Cześć,
To moje pierwsze akwarium ale staram się sporo czytać. Przy okazji zauważyłem, że na tym forum chyba jako jedynym w sieci jest aż tyle rzeczowych informacji bez dywagacji i gdybania.
Akwarium zalane tydzień temu, póki co same rośliny. Używam kranexu, który ma GH 15-17, KH 8-10. Chciałem KH trochę zmniejszyć kwaskiem cytrynowym i żeby zmniejszyć KH o 5 stopni przy 90l wody w akwarium wyszło ok 15g kwasku.

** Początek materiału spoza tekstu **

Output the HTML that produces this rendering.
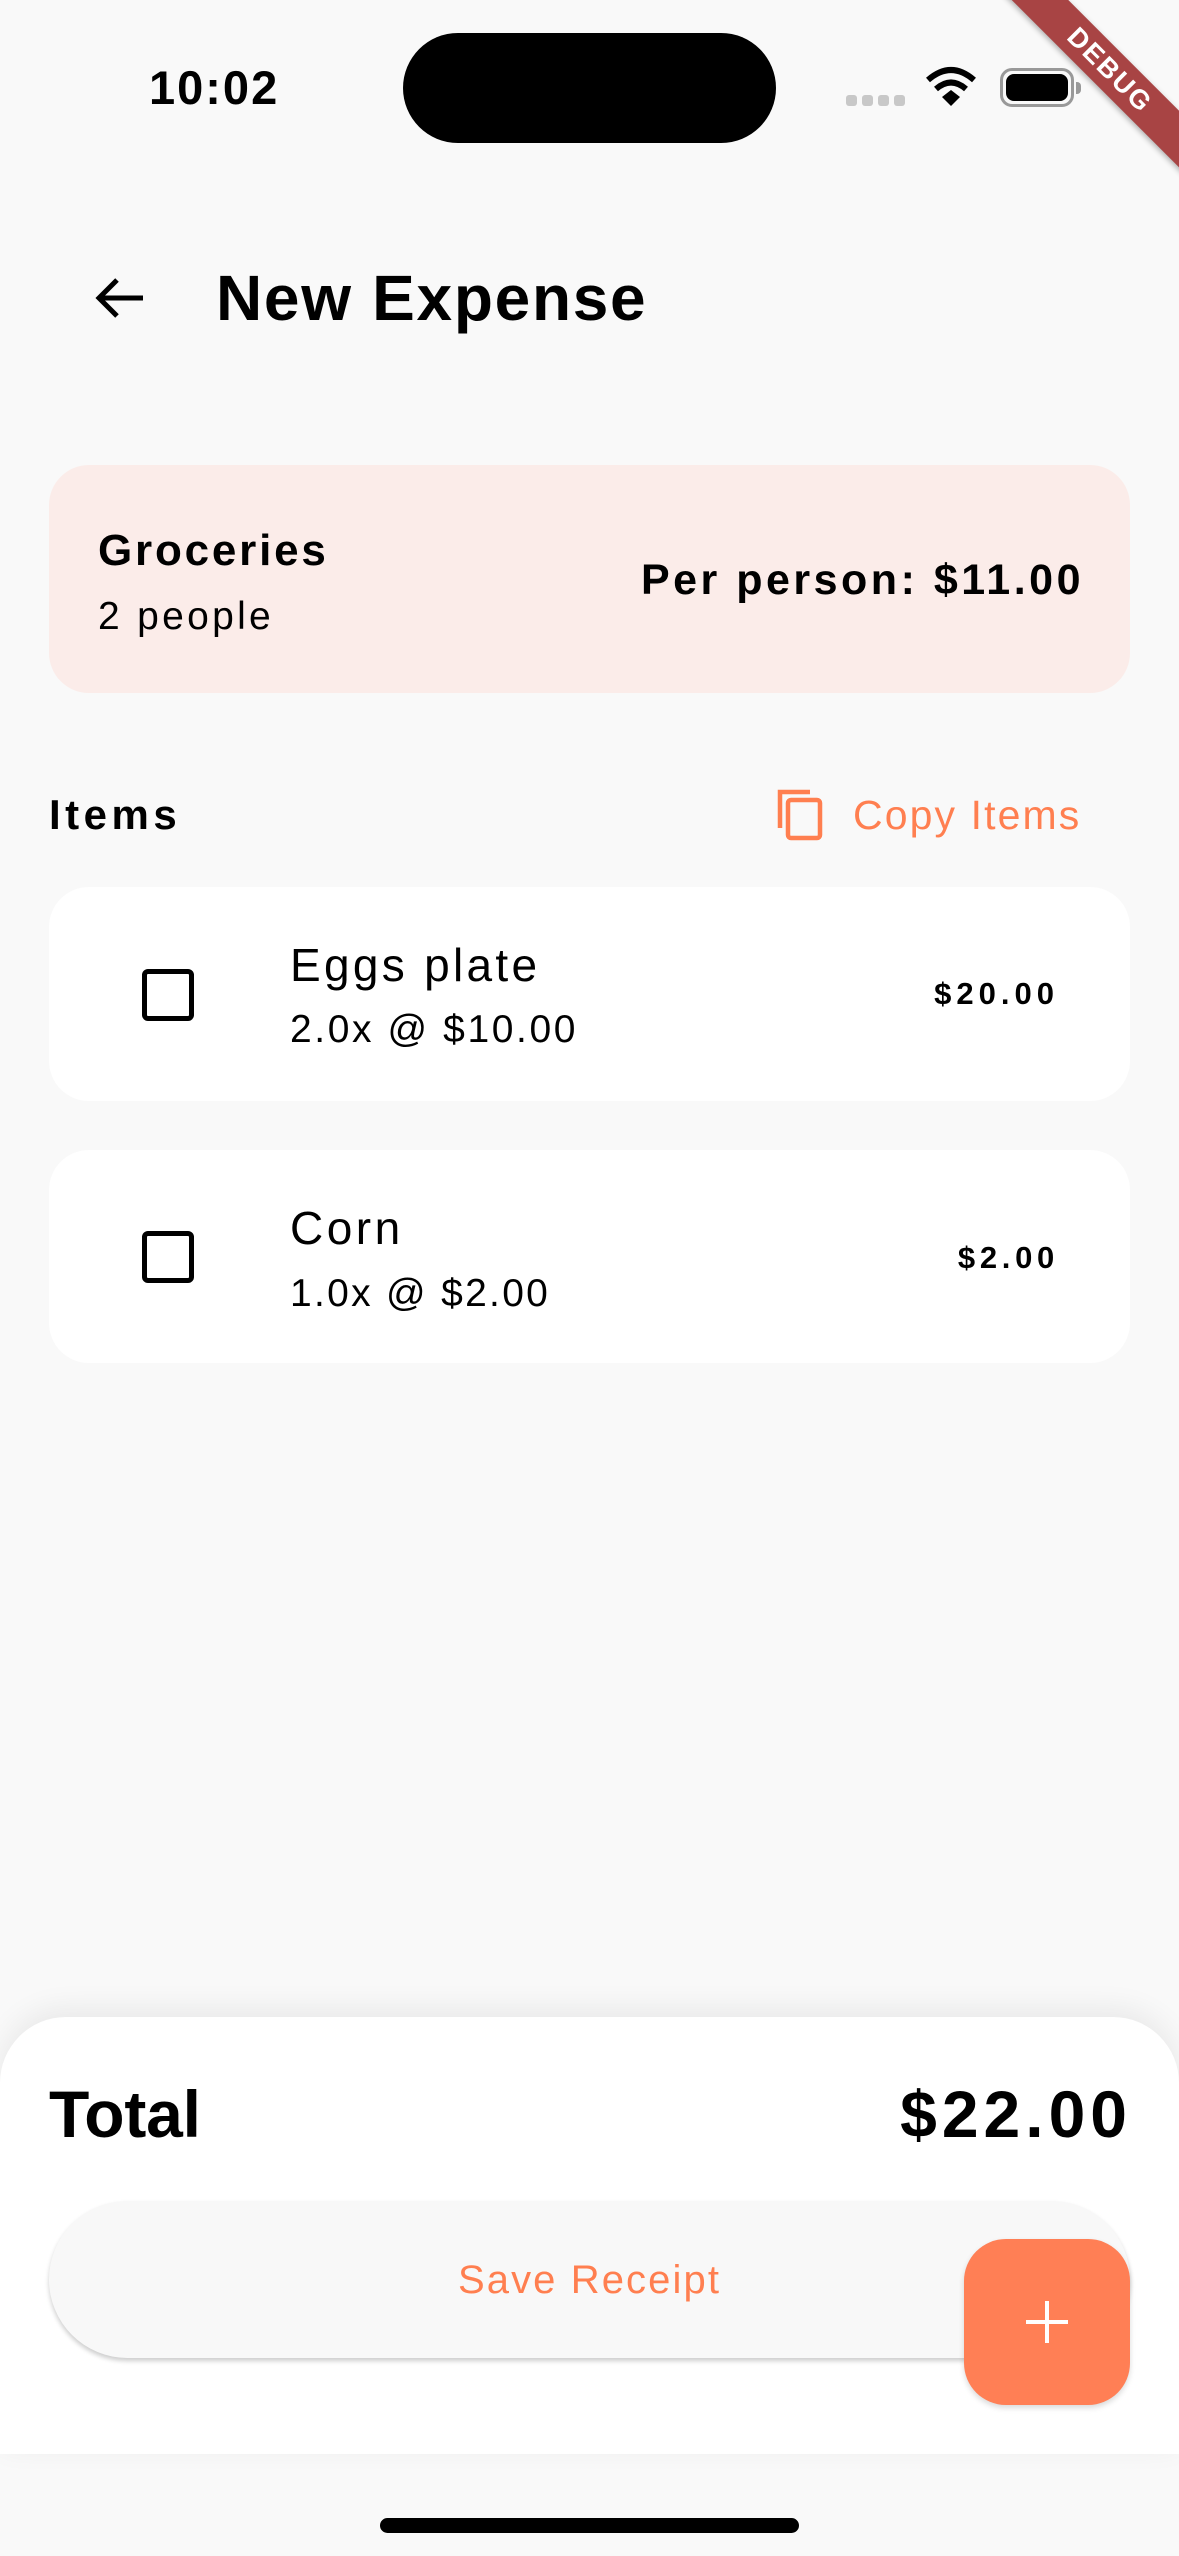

Oczywiście popełniłem błąd, bo na noc dałem 10g i następnego dnia rano 5g. Gdzieś umknęło mi, że brak obsady wcale nie oznacza, że można dać wszystko naraz Finał był taki, że zrobiło się znów mleko(miałem też mleko na drugi dzień po zalaniu, zeszło na 3-4 dzień). Zakładam, że zbyt duża ilość kwasku, zbiła mocno pH chwilowe(spadło do lekko ponad 6 pH) po tej dawce 10g i bakterie padły, a ich miejsce zajęły znów pierwotniaki... Chyba, że to coś innego, za dużo węgla?
Jak wspomóc zasiedlanie bakterii? Czy podawanie octu 1ml/10l jako źródła węgla dla bakterii jest ok?